If you read the novel, you see too that this one sentence, taken from about fifteen pages in, is closely thematic. The characters are filled with “good intentions”—and that one bit of not-concrete connects with the tangible, and together create that moment of recognition: we know “good intentions”—we all have them, and yes, we know that road. We’ve all been on a newly paved bit, felt our old tires heave a sigh of relief, moments later to return to the gut-shaking, full-bladder-gonna-explode of an old, neglected, pitted road surface.
The sentence does not go on to develop the theme; it doesn’t need to. We’ve caught the meaning.
The next sentence—I had to go back and see— is:
“The views were long and curved and green—a small child’s drawing of farm country.”
It’s almost as if, in the previous sentence, we’ve gone in for so close a look, internal scrutiny—and here, had to pull back, and just let it be. Have some breathing space. And there’s the title: Breathing Lessons. All the way through.

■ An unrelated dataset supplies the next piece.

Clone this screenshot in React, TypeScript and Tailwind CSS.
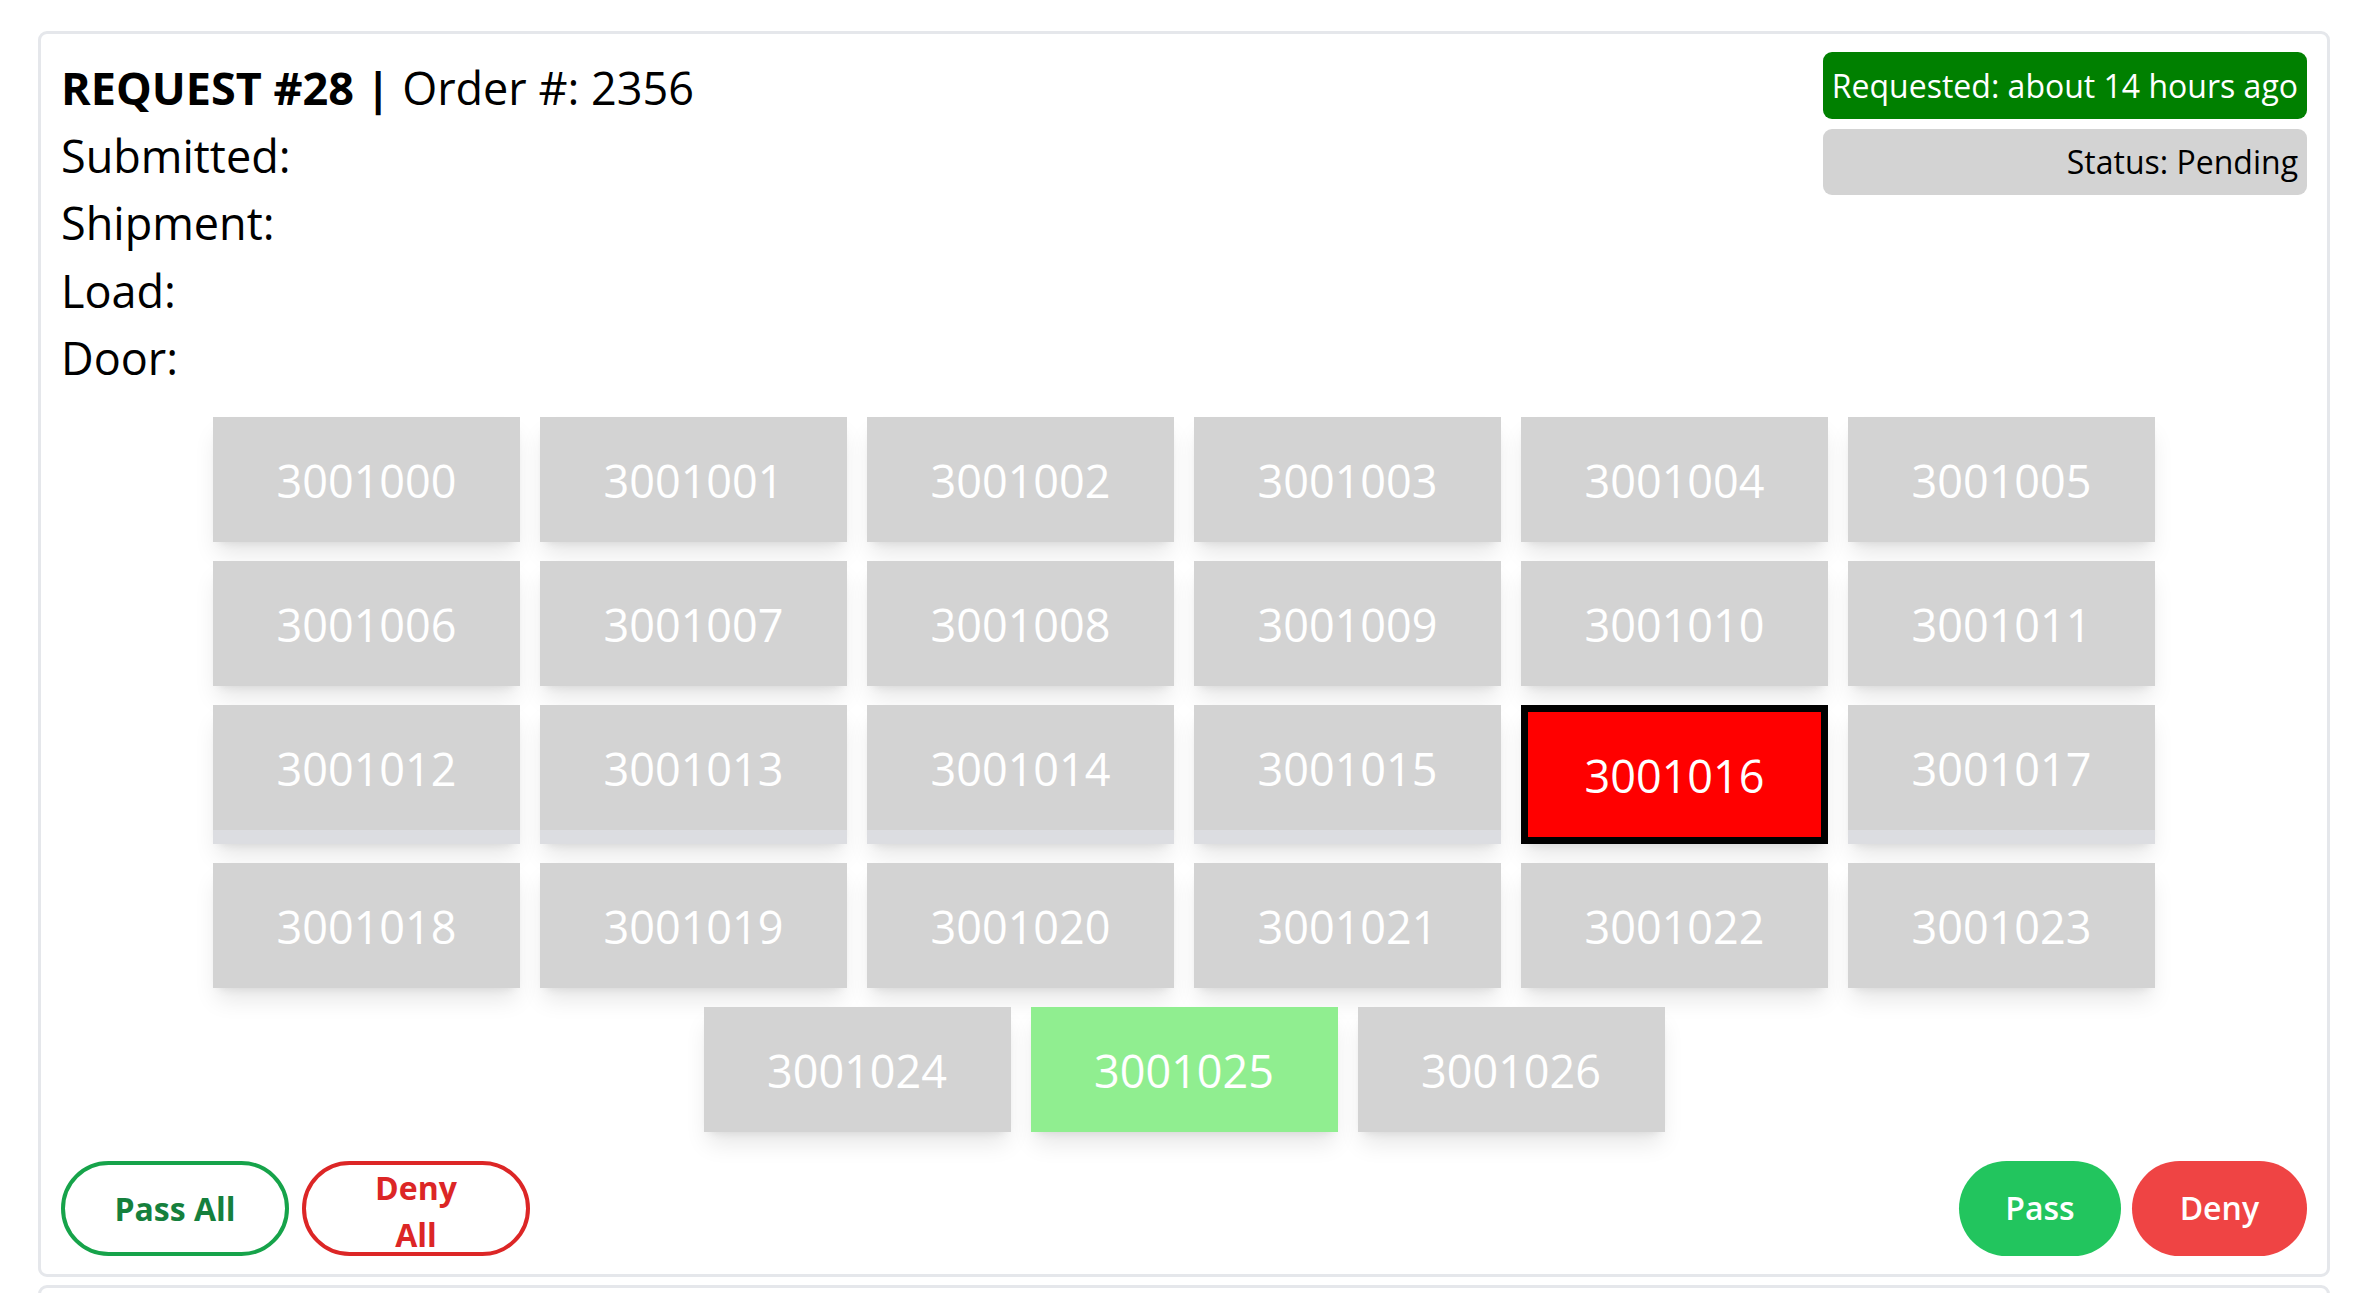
import React from 'react';

const FONT = { fontFamily: '"Open Sans", "Noto Sans", sans-serif' };

const tiles = Array.from({ length: 27 }, (_, i) => 3001000 + i);
const DENIED = 3001016;
const PASSED = 3001025;

function Tile({ code }: { code: number }) {
  if (code === DENIED) {
    return (
      <div className="w-[307px] border-[7px] border-black bg-[#ff0000] shadow-[0_15px_22px_-4px_rgba(0,0,0,0.1),0_6px_9px_-6px_rgba(0,0,0,0.1)]">
        <div className="flex h-[125px] items-center justify-center pt-[3px] text-[45px] text-white">{code}</div>
      </div>
    );
  }
  const bg = code === PASSED ? 'bg-[#90ee90]' : 'bg-[#d3d3d3]';
  return (
    <div className="w-[307px] bg-[#dcdde1] shadow-[0_15px_22px_-4px_rgba(0,0,0,0.1),0_6px_9px_-6px_rgba(0,0,0,0.1)]">
      <div className={`flex h-[125px] items-center justify-center pt-[4px] text-[45px] text-white ${bg}`}>{code}</div>
    </div>
  );
}

export default function App() {
  return (
    <div className="min-h-screen bg-white pt-[31px] leading-[1.5] text-black" style={FONT}>
      <div className="ml-[38px] w-[2292px] rounded-[9px] border-[3px] border-[#e5e7eb] px-[20px] pt-[18px] pb-[18px]">
        <div className="flex items-start justify-between">
          <div className="mt-[2px] text-[45px] leading-[67.5px]">
            <div>
              <span className="font-bold">REQUEST #28 |</span> Order #: 2356
            </div>
            <div>Submitted:</div>
            <div>Shipment:</div>
            <div>Load:</div>
            <div>Door:</div>
          </div>
          <div className="flex flex-col gap-[10px] text-[32px] leading-[48px]">
            <div className="rounded-[9px] bg-[#008000] px-[9px] py-[9.5px] text-right text-white">
              Requested: about 14 hours ago
            </div>
            <div className="rounded-[9px] bg-[#d3d3d3] px-[9px] py-[9px] text-right text-black">
              Status: Pending
            </div>
          </div>
        </div>

        <div className="mx-auto mt-[25px] flex w-[1942px] flex-wrap justify-center gap-x-[20px] gap-y-[19px]">
          {tiles.map((code) => (
            <Tile key={code} code={code} />
          ))}
        </div>

        <div className="mt-[29px] flex items-center justify-between">
          <div className="flex gap-[13px]">
            <button className="flex h-[95px] w-[228px] items-center justify-center rounded-full border-[4.5px] border-[#16a34a] text-[32px] font-bold leading-[47px] text-[#15803d]">
              Pass All
            </button>
            <button className="flex h-[95px] w-[228px] items-center justify-center rounded-full border-[4.5px] border-[#dc2626] pt-[6px] text-[32px] font-bold leading-[47px] text-[#dc2626]">
              <span className="w-[100px] text-center">Deny All</span>
            </button>
          </div>
          <div className="flex gap-[11px]">
            <button className="h-[95px] rounded-full bg-[#22c55e] px-[46px] text-[32px] font-semibold text-white">
              Pass
            </button>
            <button className="h-[95px] rounded-full bg-[#ef4444] px-[48px] text-[32px] font-semibold text-white">
              Deny
            </button>
          </div>
        </div>
      </div>

      <div className="mt-[8px] ml-[38px] h-[120px] w-[2292px] rounded-[9px] border-[3px] border-[#e5e7eb]" />
    </div>
  );
}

Evoking is what we do when we write. We aren’t explaining, and we’re trying to avoid telling.
Explaining and telling means that we know what we’re saying before we say it. But evoking, and leaving pieces for the reader to capture or absorb, means that we are creating and absorbing, too. It’s about the experience, the questions. Yes, we know more than the reader; but not much more. Just enough. Enough to write. Often in writing, process can be “build it and they’ll come.” I’ll start with the physicality of a story-element, a setting, a symbol of sorts, a character description… and the heart, meaning, theme/s, ideas—the intangibles—will come through.
Go in fear?
Abstraction has its place. Concreteness has its place. Fear and bravery have theirs, too.
Post and share sentences that capture this mix and are effective—do they have that moment of gut-recognition?
They can be either your own sentences or those you stumble over in others’ works.
Yes! Who on earth likes to be 'told' anything? We want our own thoughts and experiences to be kicked up and kindled by what we read. Then what we read feels real to us. Maybe empathy is a requirement of a truly deep reading experience.
Oh,I love this! I am early for a doctor's appointment, with time to read, and you opened my whole day. Thank you!